1. Build a Safety Net
Don’t Over-Leverage
The most important thing is not to over-leverage. This means you shouldn’t take on more debt than you can handle. When buying a new property, make sure you have enough savings to cover at least 12 months of mortgage payments. This safety net can be a mix of cash and CPF (Central Provident Fund) savings.
Why 12 Months?
Having a 12-month safety net gives you time to find a new job or other income sources without the immediate fear of losing your home. For example, if your mortgage is $5,000 per month, you should have at least $60,000 saved up. This cushion can help you sleep better at night, knowing you have time to get back on your feet.
Dual-Income Households
If you and your partner both work, your safety net might stretch further. If only one of you loses your job, the other’s income can still cover the mortgage, giving you more time to recover. But it’s still smart to plan for the worst-case scenario where both of you might be out of work.
2. Generate Rental Income
Rent Out Your Property
Another way to ease the financial burden is to rent out your whole property or just a room. This rental income can help cover your mortgage payments, providing you with financial relief.
Understand the Rental Market
Before you buy, research the rental market in the area. Properties in good locations or with attractive features are easier to rent out. Knowing the market helps you set a competitive rent that covers a significant part of your mortgage.
Room Rentals
If you prefer not to move out, consider renting a room. This way, you can stay in your home while earning some extra income. This option is great for first-time condo buyers who want to keep living in their new place.
3. Consider Selling Your Property
Last Resort: Sell the Property
If things get really tough and you can’t keep up with mortgage payments, selling the property might be the best option. This can help you avoid foreclosure and protect your financial health.
Seller’s Stamp Duty (SSD)
If you sell within the first three years of buying, you’ll need to pay the SSD. The rates are:
- 12% in the first year
- 8% in the second year
- 4% in the third year
After three years, there’s no SSD, so selling becomes less costly.
Timing the Sale
Try to hold onto your property for at least three years to avoid the SSD. But if you must sell earlier, paying the SSD could be worth it to avoid greater financial problems.
Summary of Strategies
Here’s a quick recap of what you can do if times are bad:
- Build a Safety Net: Save enough to cover at least 12 months of mortgage payments. This gives you time to find a new job or income source.

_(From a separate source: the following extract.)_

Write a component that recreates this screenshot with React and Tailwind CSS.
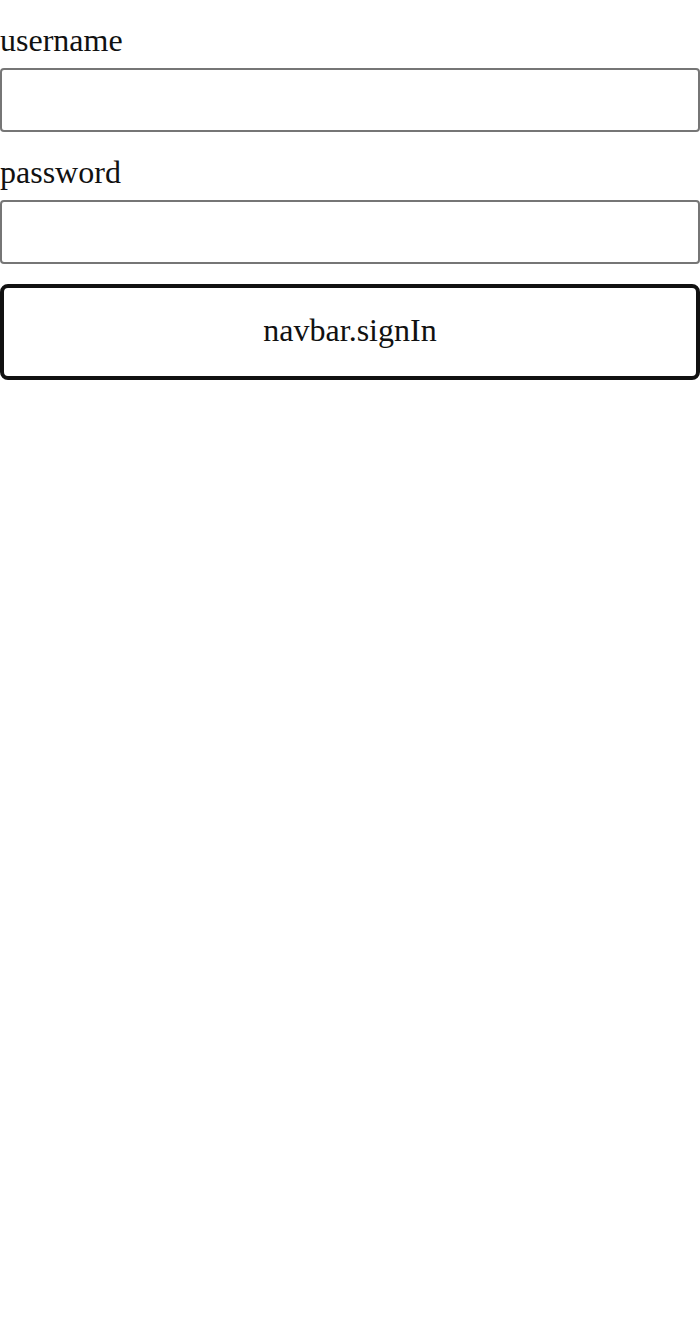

- Generate Rental Income: Rent out your whole property or a room to help cover mortgage payments. Understand the rental market to set competitive rates.
- Consider Selling Your Property: If you can’t keep up with payments, selling might be the best option. Be aware of the SSD if you sell within the first three years.
Practical Application: My Personal Experience
Even seasoned property investors have these concerns. When I upgraded to a bigger property, I followed these same strategies. By building a safety net, looking into rental income, and understanding the implications of selling, I protected my investment and gave myself peace of mind.
How These Strategies Help My Clients
Many of my clients have found these strategies helpful too. By offering this advice, I’ve helped them feel more secure in their property purchases. Knowing they have a plan for tough times gives them the confidence to make their investment.
Real-Life Example
Let’s take John and Mary, a couple who recently bought their first condo. They were worried about what would happen if one of them lost their job. We worked together to build a 12-month safety net and explored the rental market. They found that renting out a room would cover a significant part of their mortgage. This plan gave them the confidence to move forward with their purchase.
Conclusion
Buying a property is a big step, and it’s natural to worry about what might happen if times get tough. But by building a safety net, considering rental income, and understanding the option of selling, you can protect yourself and your investment. These strategies provide a practical way to address concerns about retrenchment and give you the confidence to move forward with your property purchase. Remember, preparation is key to financial security and peace of mind.